§ **Set problem**: Your copy of the material must match it exactly, except that pictures are dropped.

§ **Recorded information**:
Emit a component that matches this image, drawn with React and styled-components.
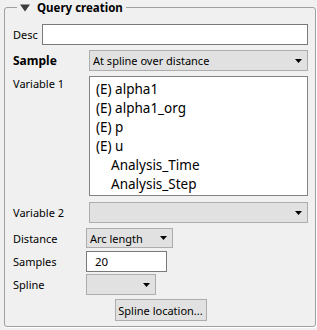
import React from 'react';
import styled, { createGlobalStyle } from 'styled-components';

const GlobalStyle = createGlobalStyle`
  html, body {
    margin: 0;
    padding: 0;
    background: #f0f0f0;
  }
  body {
    font-family: "Noto Sans", "Open Sans", sans-serif;
    font-size: 11px;
    color: #000000;
  }
`;

const Group = styled.div`
  position: relative;
  margin: 7px 1px 4px 4px;
  border: 1px solid #a0a0a0;
  border-radius: 3px;
  box-shadow: 1px 1px 0 #ffffff;
  padding: 16px 7px 5px 8px;
  display: flex;
  flex-direction: column;
`;

const Title = styled.div`
  position: absolute;
  top: -8px;
  left: 12px;
  display: flex;
  align-items: center;
  gap: 7px;
  padding: 0 3px 0 3px;
  background: #f0f0f0;
  font-weight: bold;
  font-size: 11.5px;
  line-height: 15px;
`;

const Row = styled.div`
  display: flex;
  align-items: ${(p) => (p.$top ? 'flex-start' : 'center')};
  margin-top: ${(p) => p.$mt || 0}px;
`;

const Label = styled.div`
  width: ${(p) => p.$w}px;
  flex: none;
  font-weight: ${(p) => (p.$bold ? 'bold' : 'normal')};
  font-size: ${(p) => (p.$bold ? 12 : 11)}px;
  padding-top: ${(p) => p.$pt || 0}px;
  white-space: nowrap;
`;

const TextInput = styled.div`
  box-sizing: border-box;
  height: ${(p) => p.$h || 21}px;
  width: ${(p) => (p.$w ? `${p.$w}px` : 'auto')};
  flex: ${(p) => (p.$w ? 'none' : '1')};
  background: #ffffff;
  border: 1px solid #7a7a7a;
  padding-left: ${(p) => p.$pl || 3}px;
  display: flex;
  align-items: center;
  font-size: 11.5px;
`;

const Combo = styled.div`
  box-sizing: border-box;
  height: ${(p) => p.$h || 21}px;
  width: ${(p) => (p.$w ? `${p.$w}px` : 'auto')};
  flex: ${(p) => (p.$w ? 'none' : '1')};
  background: #e1e1e1;
  border: 1px solid #adadad;
  padding: 0 5px 0 3px;
  display: flex;
  align-items: center;
  justify-content: space-between;
  font-size: 11px;
  white-space: nowrap;
`;

const ListBox = styled.div`
  box-sizing: border-box;
  flex: 1;
  height: 120px;
  background: #ffffff;
  border: 1px solid #828282;
  padding: 3px 0 0 6px;
  font-size: 13.5px;
`;

const ListItem = styled.div`
  height: 19px;
  line-height: 19px;
  padding-left: ${(p) => (p.$child ? 15 : 0)}px;
  white-space: nowrap;
`;

const ButtonRow = styled.div`
  display: flex;
  justify-content: center;
  margin-top: 4px;
`;

const Button = styled.div`
  box-sizing: border-box;
  height: 22px;
  width: 92px;
  background: #e1e1e1;
  border: 1px solid #adadad;
  display: flex;
  align-items: center;
  justify-content: center;
  font-size: 11px;
  white-space: nowrap;
`;

const Arrow = () => (
  <svg width="7" height="4" viewBox="0 0 7 4">
    <polygon points="0,0 7,0 3.5,4" fill="#000000" />
  </svg>
);

const TitleArrow = () => (
  <svg width="10" height="8" viewBox="0 0 10 8">
    <polygon points="0,0.5 10,0.5 5,7.5" fill="#3c3c3c" />
  </svg>
);

const variables = [
  { name: '(E) alpha1' },
  { name: '(E) alpha1_org' },
  { name: '(E) p' },
  { name: '(E) u' },
  { name: 'Analysis_Time', child: true },
  { name: 'Analysis_Step', child: true },
];

export default function App() {
  return (
    <>
      <GlobalStyle />
      <Group>
        <Title>
          <TitleArrow />
          <span>Query creation</span>
        </Title>
        <Row>
          <Label $w={29}>Desc</Label>
          <TextInput />
        </Row>
        <Row $mt={5}>
          <Label $w={76} $bold>Sample</Label>
          <Combo>
            <span>At spline over distance</span>
            <Arrow />
          </Combo>
        </Row>
        <Row $mt={5} $top>
          <Label $w={76}>Variable 1</Label>
          <ListBox>
            {variables.map((v) => (
              <ListItem key={v.name} $child={v.child}>{v.name}</ListItem>
            ))}
          </ListBox>
        </Row>
        <Row $mt={6}>
          <Label $w={76}>Variable 2</Label>
          <Combo>
            <span />
            <Arrow />
          </Combo>
        </Row>
        <Row $mt={5}>
          <Label $w={73}>Distance</Label>
          <Combo $w={87} $h={20}>
            <span>Arc length</span>
            <Arrow />
          </Combo>
        </Row>
        <Row $mt={3}>
          <Label $w={73}>Samples</Label>
          <TextInput $w={81} $pl={8}>20</TextInput>
        </Row>
        <Row $mt={2}>
          <Label $w={73}>Spline</Label>
          <Combo $w={70}>
            <span />
            <Arrow />
          </Combo>
        </Row>
        <ButtonRow>
          <Button>Spline location...</Button>
        </ButtonRow>
      </Group>
    </>
  );
}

§ **Answer to this task**:
Emit a component that matches this image, drawn with React and styled-components.
import React from 'react';
import styled, { createGlobalStyle } from 'styled-components';

const GlobalStyle = createGlobalStyle`
  html, body {
    margin: 0;
    padding: 0;
    background: #f0f0f0;
  }
  body {
    font-family: "Noto Sans", "Open Sans", sans-serif;
    font-size: 11px;
    color: #000000;
  }
`;

const Group = styled.div`
  position: relative;
  margin: 7px 1px 4px 4px;
  border: 1px solid #a0a0a0;
  border-radius: 3px;
  box-shadow: 1px 1px 0 #ffffff;
  padding: 16px 7px 5px 8px;
  display: flex;
  flex-direction: column;
`;

const Title = styled.div`
  position: absolute;
  top: -8px;
  left: 12px;
  display: flex;
  align-items: center;
  gap: 7px;
  padding: 0 3px 0 3px;
  background: #f0f0f0;
  font-weight: bold;
  font-size: 11.5px;
  line-height: 15px;
`;

const Row = styled.div`
  display: flex;
  align-items: ${(p) => (p.$top ? 'flex-start' : 'center')};
  margin-top: ${(p) => p.$mt || 0}px;
`;

const Label = styled.div`
  width: ${(p) => p.$w}px;
  flex: none;
  font-weight: ${(p) => (p.$bold ? 'bold' : 'normal')};
  font-size: ${(p) => (p.$bold ? 12 : 11)}px;
  padding-top: ${(p) => p.$pt || 0}px;
  white-space: nowrap;
`;

const TextInput = styled.div`
  box-sizing: border-box;
  height: ${(p) => p.$h || 21}px;
  width: ${(p) => (p.$w ? `${p.$w}px` : 'auto')};
  flex: ${(p) => (p.$w ? 'none' : '1')};
  background: #ffffff;
  border: 1px solid #7a7a7a;
  padding-left: ${(p) => p.$pl || 3}px;
  display: flex;
  align-items: center;
  font-size: 11.5px;
`;

const Combo = styled.div`
  box-sizing: border-box;
  height: ${(p) => p.$h || 21}px;
  width: ${(p) => (p.$w ? `${p.$w}px` : 'auto')};
  flex: ${(p) => (p.$w ? 'none' : '1')};
  background: #e1e1e1;
  border: 1px solid #adadad;
  padding: 0 5px 0 3px;
  display: flex;
  align-items: center;
  justify-content: space-between;
  font-size: 11px;
  white-space: nowrap;
`;

const ListBox = styled.div`
  box-sizing: border-box;
  flex: 1;
  height: 120px;
  background: #ffffff;
  border: 1px solid #828282;
  padding: 3px 0 0 6px;
  font-size: 13.5px;
`;

const ListItem = styled.div`
  height: 19px;
  line-height: 19px;
  padding-left: ${(p) => (p.$child ? 15 : 0)}px;
  white-space: nowrap;
`;

const ButtonRow = styled.div`
  display: flex;
  justify-content: center;
  margin-top: 4px;
`;

const Button = styled.div`
  box-sizing: border-box;
  height: 22px;
  width: 92px;
  background: #e1e1e1;
  border: 1px solid #adadad;
  display: flex;
  align-items: center;
  justify-content: center;
  font-size: 11px;
  white-space: nowrap;
`;

const Arrow = () => (
  <svg width="7" height="4" viewBox="0 0 7 4">
    <polygon points="0,0 7,0 3.5,4" fill="#000000" />
  </svg>
);

const TitleArrow = () => (
  <svg width="10" height="8" viewBox="0 0 10 8">
    <polygon points="0,0.5 10,0.5 5,7.5" fill="#3c3c3c" />
  </svg>
);

const variables = [
  { name: '(E) alpha1' },
  { name: '(E) alpha1_org' },
  { name: '(E) p' },
  { name: '(E) u' },
  { name: 'Analysis_Time', child: true },
  { name: 'Analysis_Step', child: true },
];

export default function App() {
  return (
    <>
      <GlobalStyle />
      <Group>
        <Title>
          <TitleArrow />
          <span>Query creation</span>
        </Title>
        <Row>
          <Label $w={29}>Desc</Label>
          <TextInput />
        </Row>
        <Row $mt={5}>
          <Label $w={76} $bold>Sample</Label>
          <Combo>
            <span>At spline over distance</span>
            <Arrow />
          </Combo>
        </Row>
        <Row $mt={5} $top>
          <Label $w={76}>Variable 1</Label>
          <ListBox>
            {variables.map((v) => (
              <ListItem key={v.name} $child={v.child}>{v.name}</ListItem>
            ))}
          </ListBox>
        </Row>
        <Row $mt={6}>
          <Label $w={76}>Variable 2</Label>
          <Combo>
            <span />
            <Arrow />
          </Combo>
        </Row>
        <Row $mt={5}>
          <Label $w={73}>Distance</Label>
          <Combo $w={87} $h={20}>
            <span>Arc length</span>
            <Arrow />
          </Combo>
        </Row>
        <Row $mt={3}>
          <Label $w={73}>Samples</Label>
          <TextInput $w={81} $pl={8}>20</TextInput>
        </Row>
        <Row $mt={2}>
          <Label $w={73}>Spline</Label>
          <Combo $w={70}>
            <span />
            <Arrow />
          </Combo>
        </Row>
        <ButtonRow>
          <Button>Spline location...</Button>
        </ButtonRow>
      </Group>
    </>
  );
}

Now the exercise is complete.